CREEP OF REINFORCED CONCRETE THIN-WALLED STRUCTURES TAKING INTO ACCOUNT REVERSE DEFORMATIONS

One of the main tasks, which is solved at the design stage of the reinforced concrete element, is the analysis of the stress-strain state, as well as the determination of the service life. The article is devoted to modeling of nonlinear creep of reinforced concrete structural elements taking into account damages and return of the creep. The high priority of the research topic is substantiated, the purpose and objectives are formulated. A combination of a plastic model with fracture mechanics is proposed to simulate the behavior of concrete in accordance with its characteristics, including not only stress and deformation, but also the degradation of its stiffness. The resulting equations of state correspond to the law reverse deformations. The finite element method is used to solve the boundary value problem. For the sake of numerical modeling of thin-walled structures, the use of special shell elements is proposed. The mathematical formulation of the problem of creep of reinforced concrete structural elements taking into account anisotropy of material properties and creep deformations and return of the creep is presented. Creep problems of thin-walled structural elements were solved with the help of developed software. Analyzed the deformation of reinforced concrete panel of cylinder.
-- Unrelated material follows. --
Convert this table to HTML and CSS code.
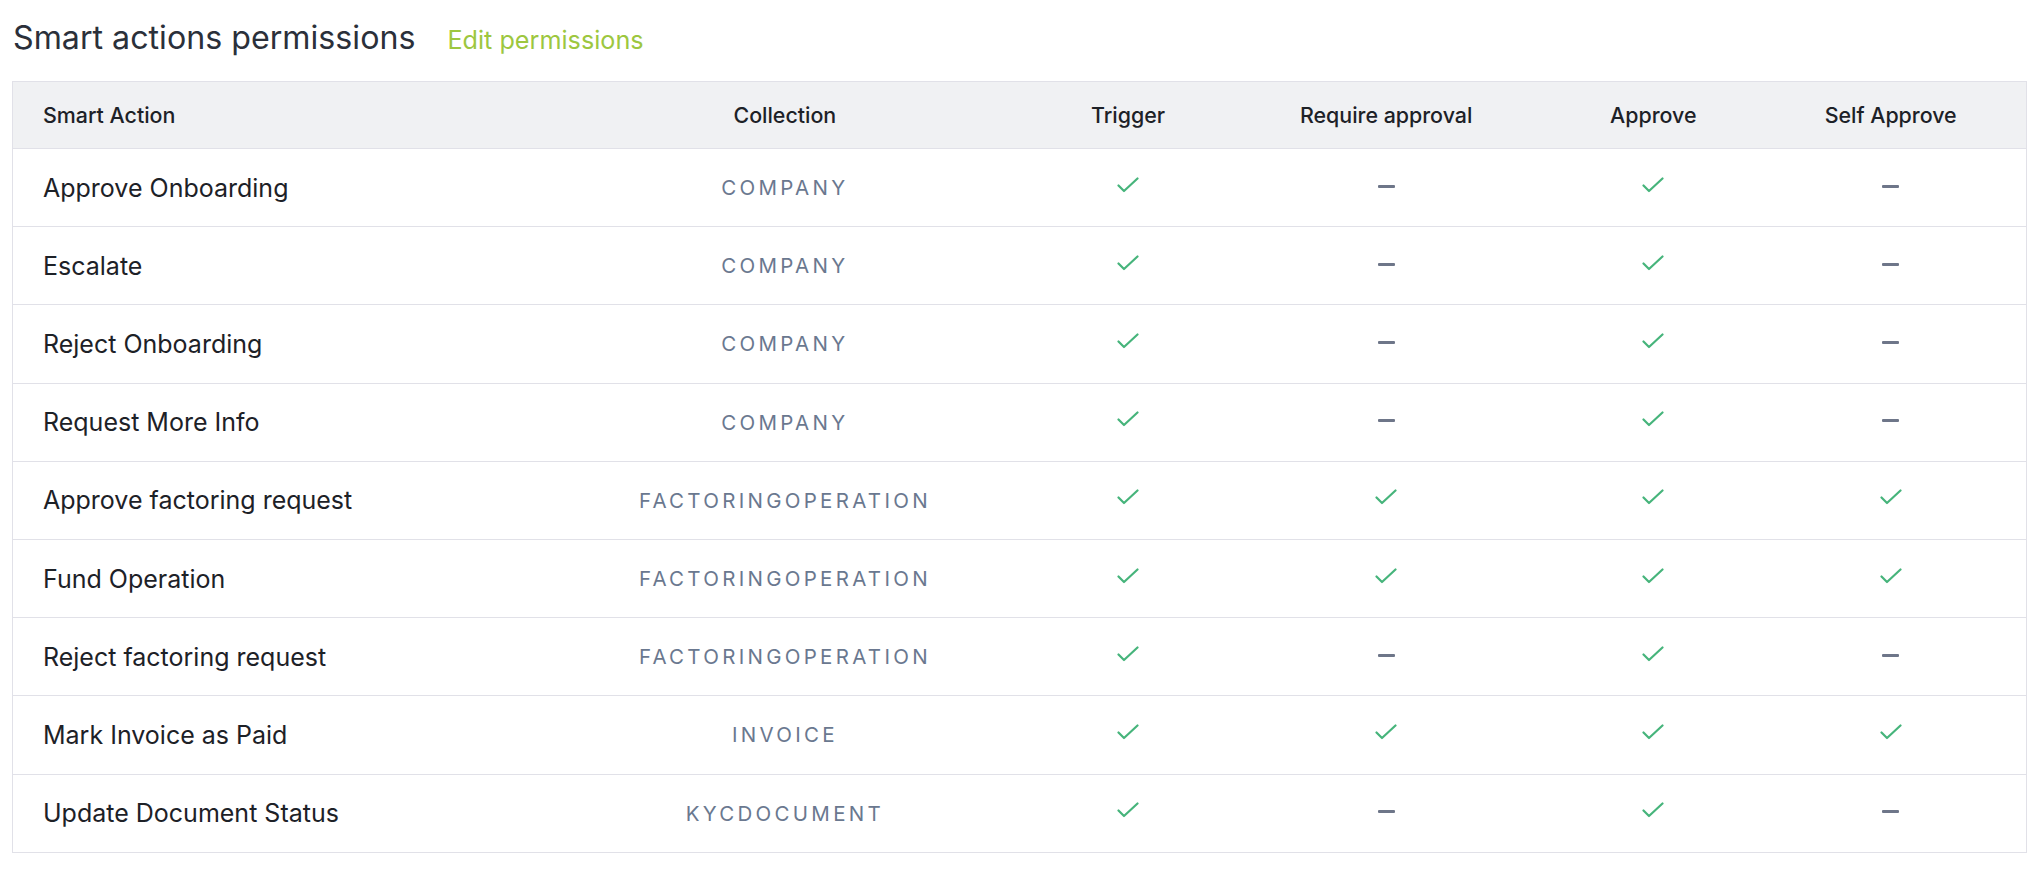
FILE: index.html
```html
<!DOCTYPE html>
<html>
<head>
<meta charset="utf-8">
<link rel="stylesheet" href="styles.css">
</head>
<body>
<div class="page">
  <div class="title-row">
    <h1 class="title">Smart actions permissions</h1>
    <a class="edit-link">Edit permissions</a>
  </div>
  <table class="perm-table">
    <colgroup>
      <col class="c-action"><col class="c-coll"><col class="c-trig"><col class="c-req"><col class="c-appr"><col class="c-self">
    </colgroup>
    <thead>
      <tr>
        <th class="th-left">Smart Action</th>
        <th>Collection</th>
        <th>Trigger</th>
        <th>Require approval</th>
        <th>Approve</th>
        <th>Self Approve</th>
      </tr>
    </thead>
    <tbody id="rows"></tbody>
  </table>
</div>
<script>
const data = [
  ["Approve Onboarding","COMPANY",1,0,1,0],
  ["Escalate","COMPANY",1,0,1,0],
  ["Reject Onboarding","COMPANY",1,0,1,0],
  ["Request More Info","COMPANY",1,0,1,0],
  ["Approve factoring request","FACTORINGOPERATION",1,1,1,1],
  ["Fund Operation","FACTORINGOPERATION",1,1,1,1],
  ["Reject factoring request","FACTORINGOPERATION",1,0,1,0],
  ["Mark Invoice as Paid","INVOICE",1,1,1,1],
  ["Update Document Status","KYCDOCUMENT",1,0,1,0]
];
const check = '<svg class="ico-check" width="22" height="16" viewBox="0 0 22 16"><path d="M1.5 8.5 L7 14 L20.5 1.5" fill="none" stroke="#46b47b" stroke-width="2.2" stroke-linecap="round" stroke-linejoin="round"/></svg>';
const dash = '<span class="ico-dash"></span>';
const tb = document.getElementById('rows');
tb.innerHTML = data.map(r => '<tr><td class="td-left">' + r[0] + '</td><td class="coll">' + r[1] + '</td>' +
  r.slice(2).map(v => '<td class="icon-cell">' + (v ? check : dash) + '</td>').join('') + '</tr>').join('');
</script>
</body>
</html>
```

FILE: styles.css
```css
html, body {
  margin: 0;
  padding: 0;
  background: #ffffff;
}
body {
  font-family: Inter, "Noto Sans", sans-serif;
  color: #1d2127;
}
.page {
  padding: 18px 15px 0 12px;
}
.title-row {
  display: flex;
  align-items: baseline;
  gap: 32px;
  height: 63px;
  padding-left: 1px;
}
.title {
  margin: 0;
  font-size: 32.2px;
  font-weight: 400;
  color: #2b303a;
  line-height: 40px;
}
.edit-link {
  font-size: 25.2px;
  color: #9dc73f;
  text-decoration: none;
}
.perm-table {
  width: 2015px;
  border-collapse: collapse;
  table-layout: fixed;
  border: 1px solid #e1e1e8;
}
.c-action { width: 522px; }
.c-coll { width: 500px; }
.c-trig { width: 186px; }
.c-req { width: 330px; }
.c-appr { width: 204px; }
.c-self { width: 271px; }
thead tr {
  background: #f0f1f3;
  height: 67px;
}
th {
  font-size: 21.4px;
  font-weight: 500;
  color: #1d2127;
  text-align: center;
  padding: 0;
  border-bottom: 1px solid #e1e1e8;
}
.th-left {
  text-align: left;
  padding-left: 30px;
}
tbody tr {
  height: 78.2px;
  border-bottom: 1px solid #e1e1e8;
}
td {
  padding: 0;
  text-align: center;
  vertical-align: middle;
}
.td-left {
  text-align: left;
  padding-left: 30px;
  font-size: 25px;
  color: #1d2127;
}
.coll {
  font-size: 20.5px;
  letter-spacing: 0.16em;
  color: #6a788f;
}
.icon-cell {
  line-height: 0;
}
.ico-check {
  display: inline-block;
  position: relative;
  top: -3px;
}
.ico-dash {
  display: inline-block;
  width: 17px;
  height: 3px;
  background: #6e7689;
  border-radius: 1px;
  position: relative;
  top: -3px;
}
```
The analysis of the results allows us to judge the effectiveness of the proposed model as a whole. The equation of state reflects the anisotropy of the material properties and takes into account the damage, which allows for a reliable assessment of the strength, stiffness and durability of reinforced concrete structures. Conclusions about the adequacy of the analysis of reliability and durability of reinforced concrete structures using the proposed model.